Why Would I Watch This Crap? – Straight Outta Compton

At Dr. Loser we like to review the piece of crap movies that we’re never going to watch!

Sometimes you just know a movie is going to suck. What ingredients make for a shitty movie? If that that was easy to answer then so many people wouldn’t end up watching terrible movies and feeling bad about themselves afterwards. Amazingly, after spending a soul-crushing amount of time consuming pop culture, we here at Dr. Loser have developed a special sense that helps us determine what will be crap without having to see it first. It’s a gift.

This week’s piece of crap is that self-congratulatory biopic Straight Outta Compton from headphone mogul Dr. Dre and Hollywood B-lister IceCube about the time they spent as rappers in Public Enemy.

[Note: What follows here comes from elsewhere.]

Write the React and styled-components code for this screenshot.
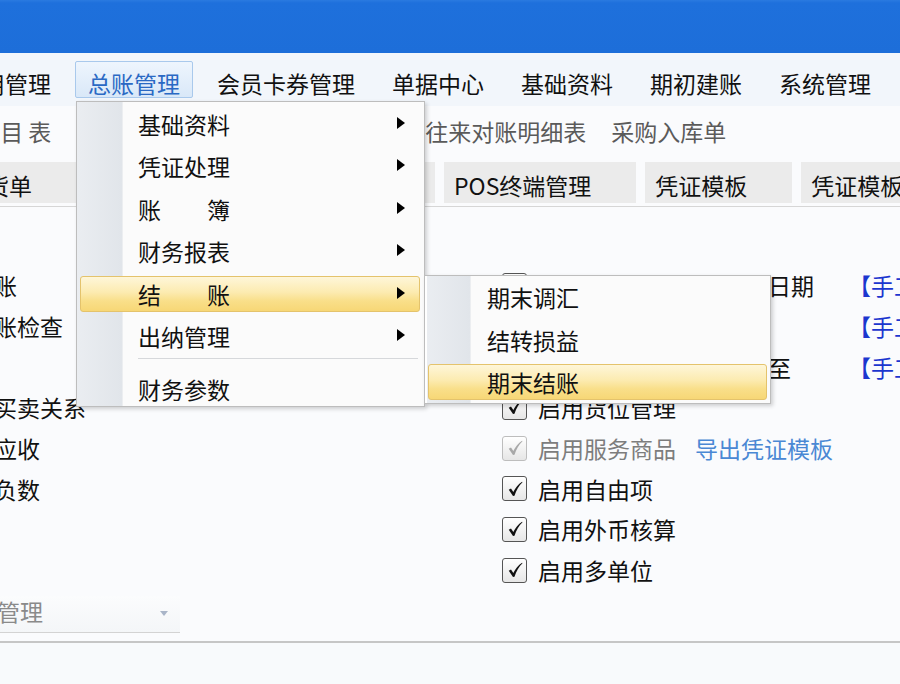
import React from "react";
import styled, { createGlobalStyle, css } from "styled-components";

const GlobalStyle = createGlobalStyle`
  html, body { margin: 0; padding: 0; overflow: hidden; background: #fafbfd; }
  body { font-family: "Noto Sans CJK SC", "Noto Sans", sans-serif; }
  * { box-sizing: border-box; }
`;

const Page = styled.div`
  width: 900px;
  height: 684px;
  overflow: hidden;
  display: flex;
  flex-direction: column;
  background: #fafbfd;
  color: #111;
  font-size: 23px;
`;

const TitleBar = styled.div`
  height: 53px;
  flex: none;
  background: linear-gradient(to bottom, #2a7ae0 0, #1e70dc 3px, #1d6ed9 100%);
`;

const MenuBar = styled.div`
  height: 53px;
  flex: none;
  display: flex;
  align-items: center;
  gap: 11px;
  background: #f2f6fb;
  position: relative;
  z-index: 5;
`;

const MenuBarItem = styled.div`
  position: relative;
  flex: none;
  height: 37px;
  line-height: 27px;
  padding: 8px 12px 0;
  border: 1px solid transparent;
  white-space: nowrap;
  ${(p) => p.$first && css`margin-left: -54px;`}
  ${(p) =>
    p.$active &&
    css`
      border-color: #a9c9ec;
      background: linear-gradient(to bottom, #eef5fd, #d9e8f8);
      color: #2a69c4;
      border-radius: 2px;
    `}
`;

const Dropdown = styled.div`
  position: absolute;
  top: calc(100% + 4px);
  left: 0;
  width: 349px;
  z-index: 20;
  color: #111;
  line-height: normal;
`;

const MenuPanel = styled.div`
  width: ${(p) => p.$width}px;
  height: ${(p) => p.$height}px;
  overflow: hidden;
  display: flex;
  flex-direction: column;
  padding-top: ${(p) => p.$padTop}px;
  border: 1px solid #bdbdbd;
  box-shadow: 2px 2px 4px rgba(0, 0, 0, 0.18);
  background: linear-gradient(
    to right,
    #ffffff 0,
    #ffffff ${(p) => p.$stripStart}px,
    #eaedf1 ${(p) => p.$stripStart}px,
    #e1e5ea ${(p) => p.$stripEnd - 1}px,
    #dde1e6 ${(p) => p.$stripEnd - 1}px,
    #fbfbfb ${(p) => p.$stripEnd}px,
    #fbfbfb 100%
  );
`;

const SubMenuWrap = styled.div`
  position: absolute;
  left: 348px;
  top: 174px;
  z-index: 21;
`;

const MenuRow = styled.div`
  flex: none;
  position: relative;
  height: 36px;
  margin: 3.25px ${(p) => p.$mr}px 3.25px 3px;
  padding-left: ${(p) => p.$indent}px;
  display: flex;
  align-items: center;
  border: 1px solid transparent;
  border-radius: 3px;
  white-space: nowrap;
  ${(p) =>
    p.$hot &&
    css`
      border-color: #e4c36c;
      background: linear-gradient(to bottom, #fef6d9 0%, #fcebb0 45%, #f9df8a 70%, #f7d776 100%);
    `}
`;

const Arrow = styled.span`
  position: absolute;
  right: 14px;
  top: 50%;
  margin-top: -7px;
  width: 0;
  height: 0;
  border-top: 6px solid transparent;
  border-bottom: 6px solid transparent;
  border-left: 8px solid #000;
`;

const Separator = styled.div`
  flex: none;
  height: 1px;
  margin: 0 6px 9px 61px;
  background: #d6d8db;
`;

const Toolbar = styled.div`
  height: 56px;
  flex: none;
  display: flex;
  align-items: center;
  gap: 25px;
  padding-bottom: 7px;
  color: #5a5a5a;
  white-space: nowrap;
`;

const ToolItem = styled.span`
  flex: none;
  ${(p) => p.$first && css`margin-left: -28px;`}
`;

const TabBar = styled.div`
  height: 45px;
  flex: none;
  display: flex;
  align-items: flex-start;
  gap: 9px;
  border-bottom: 1px solid #d6d6d6;
  white-space: nowrap;
`;

const Tab = styled.div`
  flex: none;
  height: 41px;
  padding: 5px 45px 0 10px;
  line-height: 36px;
  background: #ebebeb;
  ${(p) => p.$first && css`margin-left: -47px;`}
`;

const Content = styled.div`
  flex: none;
  display: grid;
  grid-template-columns: 554px 1fr;
  margin-left: -52px;
  padding-top: 58px;
`;

const Column = styled.div`
  display: flex;
  flex-direction: column;
`;

const LeftRow = styled.div`
  height: 40.7px;
  display: flex;
  align-items: center;
  white-space: nowrap;
`;

const OptionRow = styled.div`
  height: 40.7px;
  display: grid;
  grid-template-columns: 36px 310px auto;
  align-items: center;
  white-space: nowrap;
`;

const OptionLabel = styled.span`
  display: flex;
  align-items: center;
  gap: 19px;
  color: ${(p) => (p.$disabled ? "#7d7d7d" : "#111")};
`;

const Link = styled.span`
  color: #4a88d4;
`;

const Tag = styled.span`
  color: #1b36cf;
`;

const Box = styled.span`
  width: 25px;
  height: 25px;
  border: 1.5px solid ${(p) => (p.$disabled ? "#bdbdbd" : "#555")};
  border-radius: 3px;
  background: linear-gradient(to bottom, #ffffff, #e6e6e6);
  display: flex;
  align-items: center;
  justify-content: center;
`;

const Footer = styled.div`
  flex: none;
  margin-top: 5px;
  height: 37px;
  display: flex;
`;

const Select = styled.div`
  margin-left: -60px;
  width: 240px;
  height: 37px;
  padding: 0 0 5px 11px;
  display: flex;
  align-items: center;
  justify-content: space-between;
  color: #8a8a8a;
  border-bottom: 1px solid #d3d3d3;
  background: linear-gradient(to bottom, #fbfcfd, #f4f6f8);
  white-space: nowrap;
`;

const Caret = styled.span`
  width: 0;
  height: 0;
  margin-right: 12px;
  margin-top: 4px;
  border-left: 4px solid transparent;
  border-right: 4px solid transparent;
  border-top: 5px solid #a9b5c8;
`;

const Divider = styled.div`
  flex: none;
  margin-top: 8px;
  height: 2px;
  background: #c6c6c6;
`;

const Bottom = styled.div`
  flex: 1;
  background: #f8fafc;
`;

function Check({ disabled }) {
  return (
    <Box $disabled={disabled}>
      <svg width="20" height="20" viewBox="0 0 24 24">
        <path
          d="M4.5 12.8 L7.2 11.3 L10 15.6 C12.6 10.2 15.8 6.2 20.5 3.2 L21 4 C16.6 8.2 13.6 13.4 11.4 20.2 L9.6 20.4 Z"
          fill={disabled ? "#a8a8a8" : "#111"}
        />
      </svg>
    </Box>
  );
}

const mainItems = [
  { label: "基础资料", sub: true },
  { label: "凭证处理", sub: true },
  { label: "账　　簿", sub: true },
  { label: "财务报表", sub: true },
  { label: "结　　账", sub: true, hot: true },
  { label: "出纳管理", sub: true },
  { sep: true },
  { label: "财务参数" },
];

const subItems = [
  { label: "期末调汇" },
  { label: "结转损益" },
  { label: "期末结账", hot: true },
];

function AccountMenu() {
  return (
    <Dropdown>
      <MenuPanel $width={349} $height={306} $padTop={0.5} $stripStart={0} $stripEnd={46}>
        {mainItems.map((it, i) =>
          it.sep ? (
            <Separator key={i} />
          ) : (
            <MenuRow key={i} $hot={it.hot} $indent={57} $mr={4}>
              {it.label}
              {it.sub && <Arrow />}
            </MenuRow>
          )
        )}
      </MenuPanel>
      <SubMenuWrap>
        <MenuPanel $width={347} $height={129} $padTop={-1} $stripStart={2} $stripEnd={46}>
          {subItems.map((it, i) => (
            <MenuRow key={i} $hot={it.hot} $indent={58} $mr={3}>
              {it.label}
            </MenuRow>
          ))}
        </MenuPanel>
      </SubMenuWrap>
    </Dropdown>
  );
}

const menus = ["费用管理", "总账管理", "会员卡券管理", "单据中心", "基础资料", "期初建账", "系统管理"];
const tools = ["科 目 表", "资产负债表", "往来单位余额汇总", "往来对账明细表", "采购入库单"];
const tabs = ["进货单", "销售订单", "收款单据管理", "POS终端管理", "凭证模板", "凭证模板"];
const leftRows = ["月结账", "出纳账检查", "", "区分买卖关系", "冲抵应收", "允许负数"];
const options = [
  { label: "非本会计期间凭证录入日期", tag: "【手工】" },
  { label: "凭证审核后自动记账", tag: "【手工】" },
  { label: "凭证录入日期允许修改至", tag: "【手工】" },
  { label: "启用货位管理" },
  { label: "启用服务商品", disabled: true, link: "导出凭证模板" },
  { label: "启用自由项" },
  { label: "启用外币核算" },
  { label: "启用多单位" },
];

export default function App() {
  return (
    <>
      <GlobalStyle />
      <Page>
        <TitleBar />
        <MenuBar>
          {menus.map((m, i) => (
            <MenuBarItem key={i} $first={i === 0} $active={i === 1}>
              {m}
              {i === 1 && <AccountMenu />}
            </MenuBarItem>
          ))}
        </MenuBar>
        <Toolbar>
          {tools.map((t, i) => (
            <ToolItem key={i} $first={i === 0}>
              {t}
            </ToolItem>
          ))}
        </Toolbar>
        <TabBar>
          {tabs.map((t, i) => (
            <Tab key={i} $first={i === 0}>
              {t}
            </Tab>
          ))}
        </TabBar>
        <Content>
          <Column>
            {leftRows.map((r, i) => (
              <LeftRow key={i}>{r}</LeftRow>
            ))}
          </Column>
          <Column>
            {options.map((o, i) => (
              <OptionRow key={i}>
                <Check disabled={o.disabled} />
                <OptionLabel $disabled={o.disabled}>
                  {o.label}
                  {o.link && <Link>{o.link}</Link>}
                </OptionLabel>
                {o.tag ? <Tag>{o.tag}</Tag> : <span />}
              </OptionRow>
            ))}
          </Column>
        </Content>
        <Footer>
          <Select>
            项目管理
            <Caret />
          </Select>
        </Footer>
        <Divider />
        <Bottom />
      </Page>
    </>
  );
}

Oh no, wait, they were in N.W.A., right… I almost forget, because from the promotion for this movie you’d think they were the Martin Luther King of rap, when they weren’t even Malcolm X. At best they were Dolemite, at worst they were Breakin’ 2 Electric Boogaloo. I mean, this song was on the Straight Outta Compton album, we remember this, right?

That’s some biting political commentary. And, seriously, ‘Fuck Tha Police’ should be a song that reminds us all how GREAT the police are considering the criminal nonsense N.W.A. was talking about getting up to in most of their body of work. Are we really championing the cries of unfair treatment from dudes who describe with such glee the steps it takes to break into your house or date rape women at gun point? God bless the police!

That being said, there could still probably be a good movie in there somewhere, there’s just no way it’s going to be made by the guy who directed The Interrogator and produced by a billionaire board member at Apple who is now more famous for his revolutionary product placement strategy than creating anything artistic. If you sat through this movie then I guarantee you were somehow subliminally indoctrinated to want those ugly ass Beats despite the movie takes place like 15 years before they were ever invented.


That’s what you get when you produce your own biopic I guess. The world is against you but you eventually break though because you’re a GENIUS! And hell, let’s throw in some car chases too.

Honestly, I don’t ever want to see any biopics. Real people are not interesting enough for a movie. We all know life is boring. They’ve always got to go and exaggerate everything so that it looks cool up on the big screen. Just give me Transformers then if you’re going to make up a bunch of crap. So this can be your first rule of watching movies from Dr. Loser: if it’s about a real person, commence the cursin’. Unless it’s Private Parts… or 127 Hours… or Machine Gun Preacher… or Scarface… or The Wolf of Wall Street… or The Transporter… but you get my point.

That being said, I’m currently working on the script for Dr. Loser – The Movie, and it’s not going to be lame like Straight Outta Compton at all. Because Dr. Loser, now that’s fake doctor who really did something with his life.